The annually-enacted Dickey-Wicker Amendment to federal appropriations prohibits federal funding of “research in which a human embryo or embryos are …knowing subjected to risk of injury or death.” Last year Lamberth ruled that the word “research” in the Amendment refers not just to the particular project for which a grant recipient seeks federal funding (such as studying whether and how embryonic stem cells can be used to fight disease) but also the earlier steps in the chain of events, which include destroying an embryo to derive the stem cell line. He thus held that any research using embryonic stem cells is necessarily “research” that harms embryos. On a 2-1 vote, the D.C. Circuit held that whether the term “research” refers to the narrower project or the broader set of related events was ambiguous, and thus that the Department of Health and Human Services was entitled to Chevron deference of its narrow interpretation of the term. It was this interpretation that Lamberth held (correctly) required him to enter a final judgment on the merits for the government.

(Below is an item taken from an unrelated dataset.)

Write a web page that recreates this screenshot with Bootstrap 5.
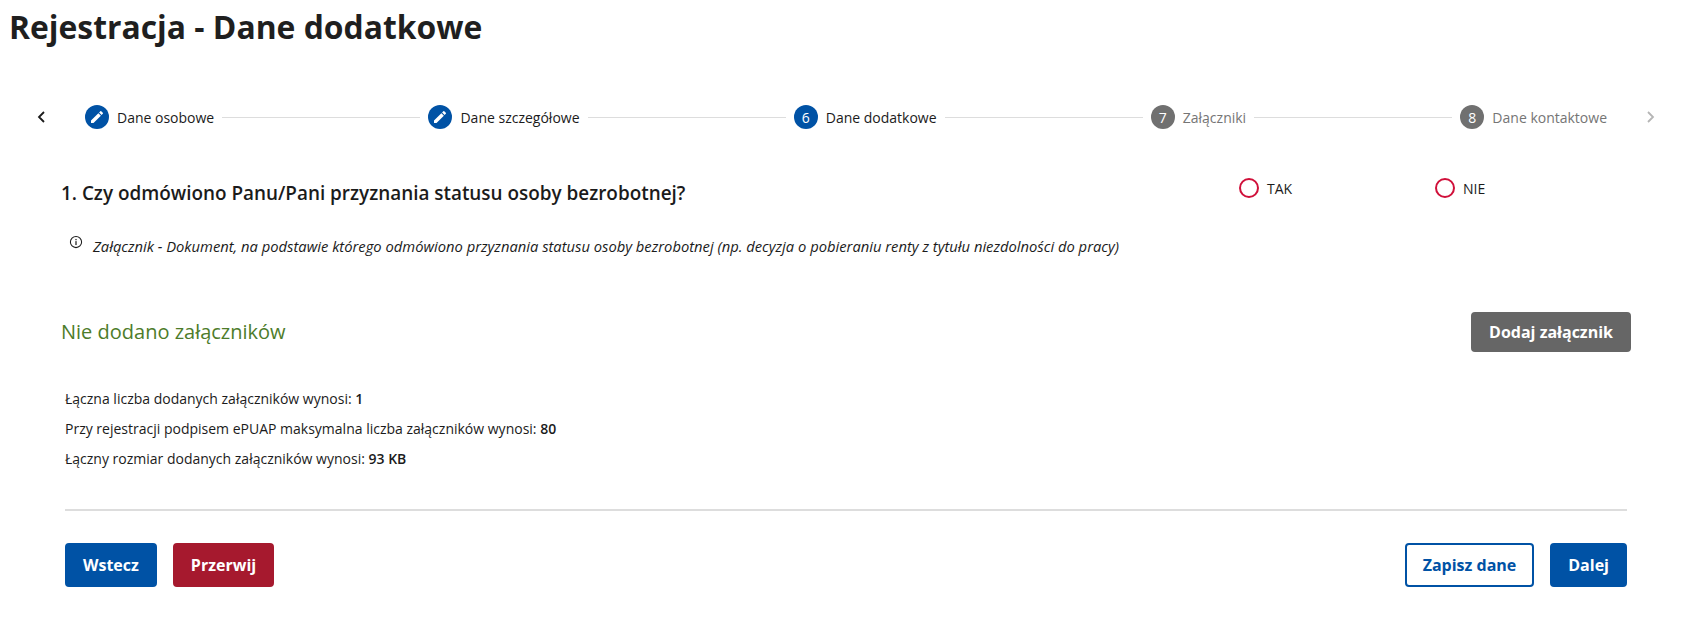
<!DOCTYPE html>
<html lang="pl">
<head>
<meta charset="utf-8">
<title>Rejestracja - Dane dodatkowe</title>
<link href="https://cdn.jsdelivr.net/npm/bootstrap@5.3.0/dist/css/bootstrap.min.css" rel="stylesheet">
<style>
body{font-family:"Open Sans",sans-serif;color:#1b1b1b;font-size:14px;background:#fff;overflow:hidden}
.page-title{font-size:31.85px;font-weight:700;line-height:44px;margin:5px 0 0 9px;color:#1f1f1f}
.stepper-row{margin-top:44px;height:48px;padding:0 27px 0 32px}
.chev{width:18px;height:18px;flex:none}
.steps{flex:1;margin:0 35px 0 35px}
.step{flex:none;gap:8px;font-size:14px}
.step-dot{width:24px;height:24px;border-radius:50%;flex:none;color:#fff;background:#0052a5;font-size:14px}
.step-off .step-dot{background:#707070}
.step-off{color:#757575}
.step-line{flex:1;height:1px;background:#ddd;margin:0 8px}
.quest-row{padding:0 0 0 61px;margin-top:27px;height:40px}
.quest{font-size:18.9px;font-weight:600;line-height:24px;width:1178px;margin:10px 0 0}
.radio-opt{width:196px;gap:8px;font-size:14px}
.radio-opt .form-check-input{width:20px;height:20px;margin:0;border:2px solid #d0103a;flex:none;float:none}
.info-row{padding-left:69px;margin-top:27px;gap:10px}
.info-row em{font-size:14.75px;line-height:22px}
.attach-row{padding:0 56px 0 61px;margin-top:55px}
.none-msg{font-size:20px;color:#4d7c2a;margin:0}
.btn-page{font-size:16px;font-weight:700;border-radius:4px;padding:0 16px;height:44px;display:inline-flex;align-items:center;border-width:2px}
.btn-gray{background:#666;border-color:#666;color:#fff;height:40px}
.btn-blue{background:#0052a5;border-color:#0052a5;color:#fff}
.btn-crim{background:#a6192e;border-color:#a6192e;color:#fff}
.btn-line{background:#fff;border-color:#0052a5;color:#0052a5}
.stats{padding-left:65px;margin-top:32px;line-height:30px}
.stats b{font-weight:600}
.rule{margin:35px 60px 0 65px;border:0;border-top:2px solid #ddd;opacity:1}
.actions{padding:0 60px 0 65px;margin-top:32px}
</style>
</head>
<body>
<h1 class="page-title">Rejestracja - Dane dodatkowe</h1>

<div class="stepper-row d-flex align-items-center">
  <svg class="chev" viewBox="0 0 18 18" fill="none" stroke="#1b1b1b" stroke-width="1.800"><path d="M12 4 7 9l5 5"/></svg>
  <div class="steps d-flex align-items-center">
    <div class="step d-flex align-items-center"><span class="step-dot d-flex align-items-center justify-content-center"><svg width="16" height="16" viewBox="0 0 24 24" fill="#fff"><path d="M3 17.25V21h3.75L17.81 9.94l-3.75-3.75L3 17.25zM20.71 7.04a1 1 0 0 0 0-1.41l-2.34-2.34a1 1 0 0 0-1.41 0l-1.83 1.83 3.75 3.75 1.83-1.83z"/></svg></span>Dane osobowe</div>
    <div class="step-line"></div>
    <div class="step d-flex align-items-center"><span class="step-dot d-flex align-items-center justify-content-center"><svg width="16" height="16" viewBox="0 0 24 24" fill="#fff"><path d="M3 17.25V21h3.75L17.81 9.94l-3.75-3.75L3 17.25zM20.71 7.04a1 1 0 0 0 0-1.41l-2.34-2.34a1 1 0 0 0-1.41 0l-1.83 1.83 3.75 3.75 1.83-1.83z"/></svg></span>Dane szczegółowe</div>
    <div class="step-line"></div>
    <div class="step d-flex align-items-center"><span class="step-dot d-flex align-items-center justify-content-center">6</span>Dane dodatkowe</div>
    <div class="step-line"></div>
    <div class="step step-off d-flex align-items-center"><span class="step-dot d-flex align-items-center justify-content-center">7</span>Załączniki</div>
    <div class="step-line"></div>
    <div class="step step-off d-flex align-items-center"><span class="step-dot d-flex align-items-center justify-content-center">8</span>Dane kontaktowe</div>
  </div>
  <svg class="chev" viewBox="0 0 18 18" fill="none" stroke="#b5b5b5" stroke-width="1.800"><path d="m6 4 5 5-5 5"/></svg>
</div>

<div class="quest-row d-flex align-items-center">
  <p class="quest">1. Czy odmówiono Panu/Pani przyznania statusu osoby bezrobotnej?</p>
  <label class="radio-opt d-flex align-items-center"><input class="form-check-input" type="radio" name="q1">TAK</label>
  <label class="radio-opt d-flex align-items-center"><input class="form-check-input" type="radio" name="q1">NIE</label>
</div>

<div class="info-row d-flex align-items-start">
  <svg width="14" height="14" viewBox="0 0 16 16" class="flex-none" fill="#1b1b1b"><path d="M8 1a7 7 0 1 0 0 14A7 7 0 0 0 8 1zm0 1.2a5.800 5.800 0 1 1 0 11.600A5.800 5.800 0 0 1 8 2.200z"/><rect x="7.300" y="7" width="1.400" height="4.500"/><rect x="7.300" y="4.500" width="1.400" height="1.500"/></svg>
  <em>Załącznik - Dokument, na podstawie którego odmówiono przyznania statusu osoby bezrobotnej (np. decyzja o pobieraniu renty z tytułu niezdolności do pracy)</em>
</div>

<div class="attach-row d-flex align-items-center justify-content-between">
  <p class="none-msg">Nie dodano załączników</p>
  <button type="button" class="btn btn-page btn-gray">Dodaj załącznik</button>
</div>

<div class="stats">
  <div>Łączna liczba dodanych załączników wynosi: <b>1</b></div>
  <div>Przy rejestracji podpisem ePUAP maksymalna liczba załączników wynosi: <b>80</b></div>
  <div>Łączny rozmiar dodanych załączników wynosi: <b>93 KB</b></div>
</div>

<hr class="rule">

<div class="actions d-flex justify-content-between">
  <div class="d-flex gap-3">
    <button type="button" class="btn btn-page btn-blue">Wstecz</button>
    <button type="button" class="btn btn-page btn-crim">Przerwij</button>
  </div>
  <div class="d-flex gap-3">
    <button type="button" class="btn btn-page btn-line">Zapisz dane</button>
    <button type="button" class="btn btn-page btn-blue">Dalej</button>
  </div>
</div>

<script src="https://cdn.jsdelivr.net/npm/bootstrap@5.3.0/dist/js/bootstrap.bundle.min.js"></script>
</body>
</html>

Lamberth’s analysis of the plaintiffs’ secondary claim that the federal funding would encourage the destruction of more embryos was particularly insightful. Lamberth emphasized the words “in which,” explaining that this phrase signifies that the risk of harm to embryos must come from within the research itself in order to run afoul of Dickey-Wicker. Had Congress wished to prohibit funding of all research that might indirectly result in harm to embroys — a result Lamberth said would lead to “far-reaching” consequences and “strange result[s]” — it could have use phrases such as “from which” or “as a result of which” rather than “in which.”